Based on this improvement we can now implement a set with first and last members as a key:

 
struct person_set
{
  typedef key<std::string, std::string> name_key;
  typedef std::map<name_key, person> name_map;
  typedef map_iterator_adapter<name_map::const_iterator> iterator;
 
  std::pair<iterator, bool>
  insert (const person& v)
  {
    auto r (name_map_.insert (
              std::make_pair (name_key (&v.first, &v.last), v)));
    iterator i (r.first);
 
    if (r.second)
      r.first->first.assign (&i->first, &i->last);
 
    return std::make_pair (i, r.second);
  }
 
  iterator
  find (const std::string& first, const std::string& last) const
  {
    return name_map_.find (name_key (&first, &last));
  }
 
  iterator begin () const {return name_map_.begin ();}
  iterator end () const {return name_map_.end ();}
 
private:
  name_map name_map_;
};

Given a choice one should probably prefer Boost.MultiIndex to the approach shown above. However, there is one potential advantage of our custom solution compared to multi_index which has serious limitations on the mutability of elements. On the other hand, because we store elements in a map, it is fairly straightforward to allow mutation provided we are careful not to modify any members that are involved in indexes.

This entry was posted on Tuesday, September 11th, 2012 at 7:38 am and is filed under Design, C++. You can follow any responses to this entry through the RSS 2.0 feed.
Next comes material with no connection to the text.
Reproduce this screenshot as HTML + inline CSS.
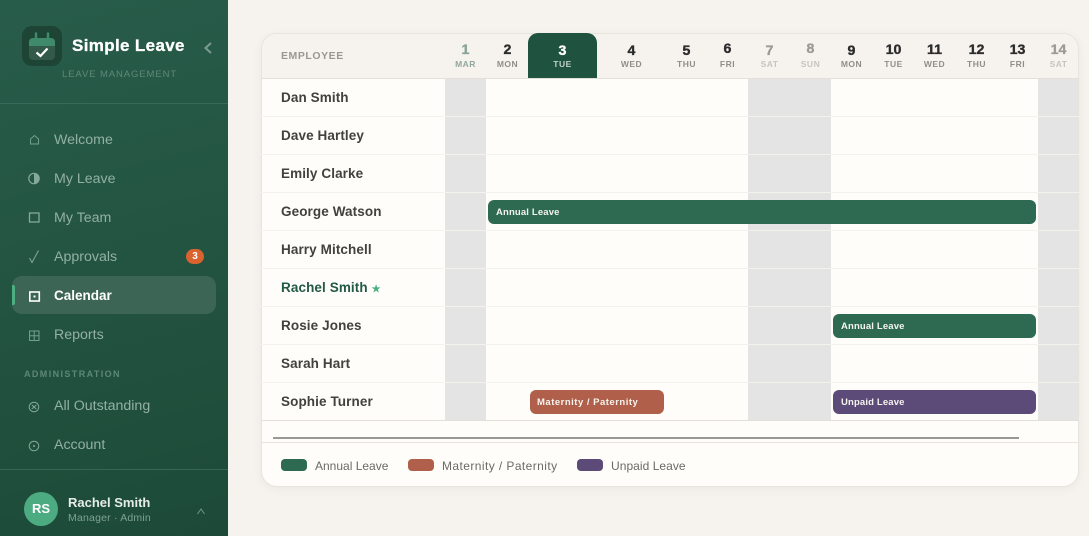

Both comments and pings are currently closed.

One Response to “Emulating Boost.MultiIndex with Standard Containers”

Maxim Yegorushkin Says:
September 13th, 2012 at 6:40 am
> … multi_index which has serious limitations on the mutability of elements

Not sure if const === serious.

Boost multi_index tries to protect one from accidentally changing the key by returning references to const elements from find(). There is nothing wrong with casting away that const qualifier, it is like saying: “yeah, I know the key must not change, I promise not to do that and I know what I am doing”.